The Nantahala River is located at the end of the Nantahala National Forest. U.S. Route 19 runs alongside the river's course. People use the river for many outdoor activities, including whitewater rafting, kayaking, and fishing.

==Whitewater rafting and kayaking==
The white water rafting here consists of class I, II and III rapids at different parts of the river. Class I is considered easy and smooth, with occasional sand banks, and has gentle curves. The most difficult problems might arise when paddling around bridges and other obvious obstructions. Class II is considered moderate. It has medium-quick water and rapids, regular waves, and open passages between rocks. Knowledge of how to maneuver a raft is required and tour guides are recommended for beginners. Class III is moderately difficult. It has numerous high and uneven waves with rocks and whirls. The passages are clear but narrow and require experience to raft down. Visual inspection is required if rapids are not well known. The class III rapids are located at the end of river for 30 seconds. The Nantahala River is located at the end of the Nantahala National Forest. The white water rafting trip consisted of eight miles of clear water that takes about 3 to 4 hours. The tours were fully guided by professional white water rafters who are trained first aid. The river is dam-controlled river, good water flow at any time of the year. Kayaking also occurs as a recreational sport down this river. A popular form of kayaking in this region is called duckys, or an inflatable kayak to make it easier to go down the river and back up quickly. The duckys are suggested for experienced river rafters who are looking for a more high-performance trip down the river.

==Fishing==
The Nantahala River contains mostly stream-bred trout. Fishing in this river requires some wading skill and care.

===Nantahala Lake===
Nantahala Lake is found in the Nantahala National Forest at 3000 feet above sea level. It was created in 1942 by Nantahala Power to provide electricity for the war efforts. The historic Indian village, Aquone was located where the lake is now.
Nantahala Lake is controlled and maintained by Duke Power Company. Some of the shoreline is owned by the general public and run by the Nantahala National Forest and NCWRC. The NCWRC also maintains the public boating access area. Of the 6,000 plus fish there are walleye, lake trout, brown trout, bluegill, crappie, small mouth and large mouth bass.

===Nantahala Gorge===
The Nantahala Gorge divides Graham County to the northwest and Macon County and Swain County to the southeast. The Gorge consists of nine miles of the Nantahala River and ending at Fontana Lake. The gorge is also the only part of the Nantahala River and the only trout water in North Carolina that permits night fishing.
The Nantahala Gorge provides the state of North Carolina with its first canopy tour. The Nantahala Gorge Canopy Tours opened July, 2009 and is the first zipline/canopy tour facility in the area. The attraction is a three-hour or half a mile (20 acres) experience that simulates flying and is naturally fueled by gravity with a gradual 3 percent elevation change. A canopy ranger will point out the forest's natural features and will also inform people with the cultural and history of the gorge.

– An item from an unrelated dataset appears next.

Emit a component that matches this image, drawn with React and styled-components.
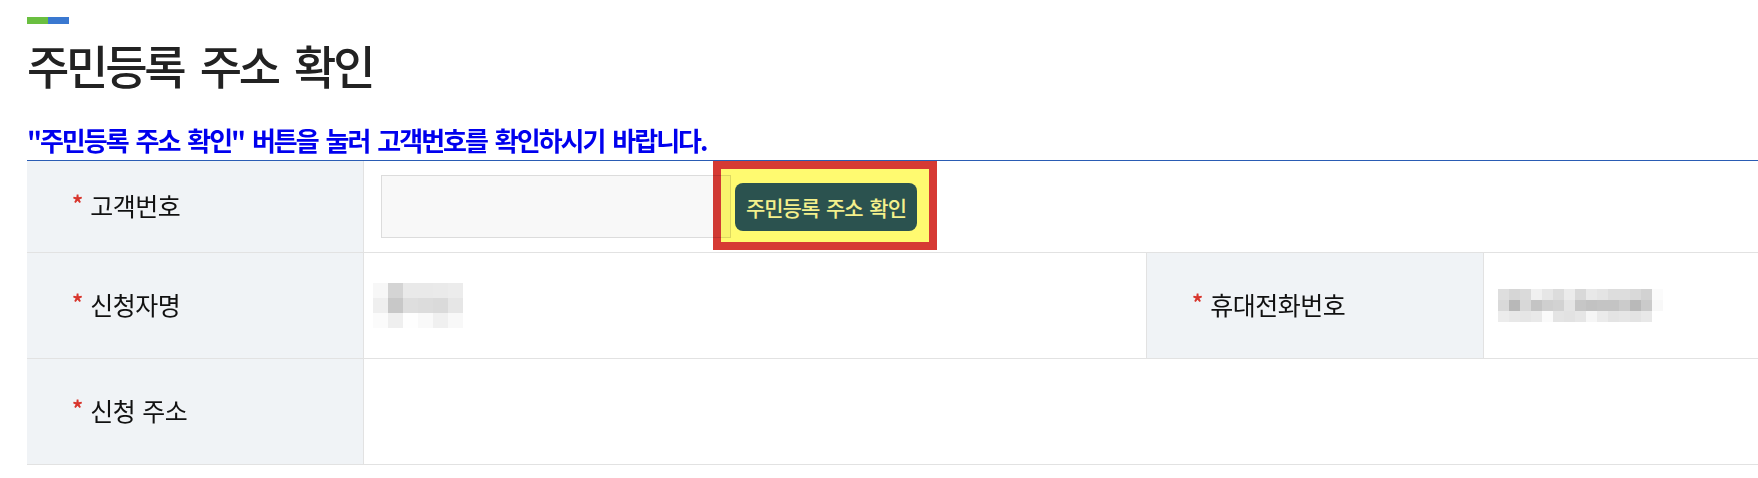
import React from 'react';
import styled, { createGlobalStyle } from 'styled-components';

const GlobalStyle = createGlobalStyle`
    body {
        margin: 0;
        background: #fff;
        font-family: "Noto Sans CJK KR", "Noto Sans", sans-serif;
        color: #111;
    }
    * { box-sizing: border-box; }
`

const nameBlur = [
    ['#f7f7f7', '#d4d4d4', '#e9e9e9', '#e9e9e9', '#eaeaea', '#ececec'],
    ['#efefef', '#c8c8c8', '#dedede', '#dcdcdc', '#dadada', '#e6e6e6'],
    ['#fbfbfb', '#efefef', '#fefefe', '#f9f9f9', '#f0f0f0', '#f8f8f8'],
]

const phoneBlur = [
    ['#dedede', '#d6d6d6', '#dadada', '#f0f0f0', '#e6e6e6', '#dcdcdc', '#ebebeb', '#d8d8d8', '#e8e8e8', '#e4e4e4', '#dddddd', '#dddddd', '#d9d9d9', '#d2d2d2', '#fbfbfb', '#ffffff'],
    ['#d9d9d9', '#b8b8b8', '#d8d8d8', '#c4c4c4', '#cfcfcf', '#d2d2d2', '#e4e4e4', '#c6c6c6', '#c2c2c2', '#c4c4c4', '#c4c4c4', '#cbcbcb', '#b9b9b9', '#cacaca', '#f8f8f8', '#ffffff'],
    ['#ececec', '#e8e8e8', '#e6e6e6', '#e9e9e9', '#fafafa', '#e4e4e4', '#e2e2e2', '#e6e6e6', '#f6f6f6', '#ebebeb', '#e4e4e4', '#e6e6e6', '#e3e3e3', '#e8e8e8', '#ffffff', '#ffffff'],
]

const Mosaic = ({ cells, size }) => (
    <MosaicGrid $cols={cells[0].length} $size={size}>
        {cells.flat().map((c, i) => (
            <span key={i} style={{ background: c }} />
        ))}
    </MosaicGrid>
)

const Label = ({ children }) => (
    <LabelText>
        <Star>*</Star>
        {children}
    </LabelText>
)

const App = () => {
    return (
        <Page>
            <GlobalStyle />
            <Accent>
                <AccentSeg $color="#6abf40" />
                <AccentSeg $color="#3a78d0" />
            </Accent>
            <Title>주민등록 주소 확인</Title>
            <Notice>"주민등록 주소 확인" 버튼을 눌러 고객번호를 확인하시기 바랍니다.</Notice>

            <Table>
                <LabelCell $h={92}>
                    <Label>고객번호</Label>
                </LabelCell>
                <ValueCell $h={92} $span={3} $pad={17}>
                    <Input type="text" />
                    <ButtonWrap>
                        <CheckButton type="button">주민등록 주소 확인</CheckButton>
                        <Highlight />
                    </ButtonWrap>
                </ValueCell>

                <LabelCell $h={106}>
                    <Label>신청자명</Label>
                </LabelCell>
                <ValueCell $h={106} $pad={9}>
                    <Mosaic cells={nameBlur} size={15} />
                </ValueCell>
                <LabelCell $h={106} $side>
                    <Label>휴대전화번호</Label>
                </LabelCell>
                <ValueCell $h={106} $pad={14}>
                    <Mosaic cells={phoneBlur} size={11} />
                </ValueCell>

                <LabelCell $h={106}>
                    <Label>신청 주소</Label>
                </LabelCell>
                <ValueCell $h={106} $span={3} />
            </Table>
        </Page>
    );
}

const Page = styled.div`
    padding: 17px 0 0 27px;
    overflow: hidden;
`
const Accent = styled.div`
    display: flex;
    height: 7px;
`
const AccentSeg = styled.span`
    width: 21px;
    background: ${p => p.$color};
`
const Title = styled.h1`
    margin: 17px 0 0 0;
    font-size: 46px;
    font-weight: 500;
    line-height: 1;
    letter-spacing: -3.2px;
    word-spacing: 9px;
    color: #222;
`
const Notice = styled.p`
    margin: 40px 0 0 0;
    font-size: 26px;
    font-weight: 700;
    line-height: 1;
    letter-spacing: -2px;
    word-spacing: 4px;
    color: #0000ee;
    padding-bottom: 7px;
`
const Table = styled.div`
    display: grid;
    grid-template-columns: 337px 782px 338px 1fr;
    border-top: 1px solid #2a5cb4;
`
const LabelCell = styled.div`
    height: ${p => p.$h}px;
    display: flex;
    align-items: center;
    padding-left: 45px;
    padding-bottom: 4px;
    background: #f0f3f6;
    border-bottom: 1px solid #e2e2e2;
    border-right: 1px solid #e2e2e2;
    ${p => p.$side && 'border-left: 1px solid #e2e2e2;'}
`
const ValueCell = styled.div`
    grid-column: span ${p => p.$span || 1};
    height: ${p => p.$h}px;
    display: flex;
    align-items: center;
    gap: 4px;
    padding-left: ${p => p.$pad || 0}px;
    border-bottom: 1px solid #e2e2e2;
`
const LabelText = styled.span`
    font-size: 25px;
    font-weight: 400;
    letter-spacing: -0.5px;
    word-spacing: 2px;
    color: #111;
    display: flex;
    align-items: flex-start;
`
const Star = styled.span`
    color: #d8352c;
    font-size: 22px;
    font-weight: 700;
    line-height: 1;
    margin: 4px 7px 0 0;
    letter-spacing: 0;
`
const Input = styled.input`
    width: 350px;
    height: 63px;
    background: #f8f8f8;
    border: 1px solid #dcdcdc;
    outline: none;
    font-family: inherit;
`
const ButtonWrap = styled.div`
    position: relative;
    display: flex;
`
const CheckButton = styled.button`
    position: relative;
    z-index: 2;
    width: 182px;
    height: 48px;
    padding: 0;
    border: none;
    border-radius: 8px;
    background: #2b524f;
    color: #f4f08c;
    font-family: "Noto Sans CJK KR", sans-serif;
    font-size: 21px;
    font-weight: 500;
    letter-spacing: -1px;
    word-spacing: 3px;
`
const Highlight = styled.div`
    position: absolute;
    z-index: 1;
    top: -22px;
    left: -22px;
    right: -20px;
    bottom: -19px;
    border: 8px solid #d63a34;
    background: #fffa70;
    mix-blend-mode: multiply;
    pointer-events: none;
`
const MosaicGrid = styled.div`
    display: grid;
    grid-template-columns: repeat(${p => p.$cols}, ${p => p.$size}px);
    grid-auto-rows: ${p => p.$size}px;
`

export default App;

===Nantahala Outdoor Center===
The Nantahala Outdoor Center was founded in 1972 in Bryson City, North Carolina. The center is known for offering guided trips of kayaking, canoeing, and rafting trips. A man named John Burton started working at the Nantahala Outdoor Center when it first opened and soon became president of the center. He also competed in the 1972 Summer Olympic games in Munich when whitewater slalom became a sport. It is now a part of a facility where the U.S. Olympic athletes in kayak and canoe events train. Other than kayaking, canoeing, and whitewater rafting, the Nantahala Outdoor Center offers a variety of other fully guided things such as: fly-fishing, hiking, nature photography, train rides, and mountain biking. The center also has a clothing store, lodging, and three restaurants.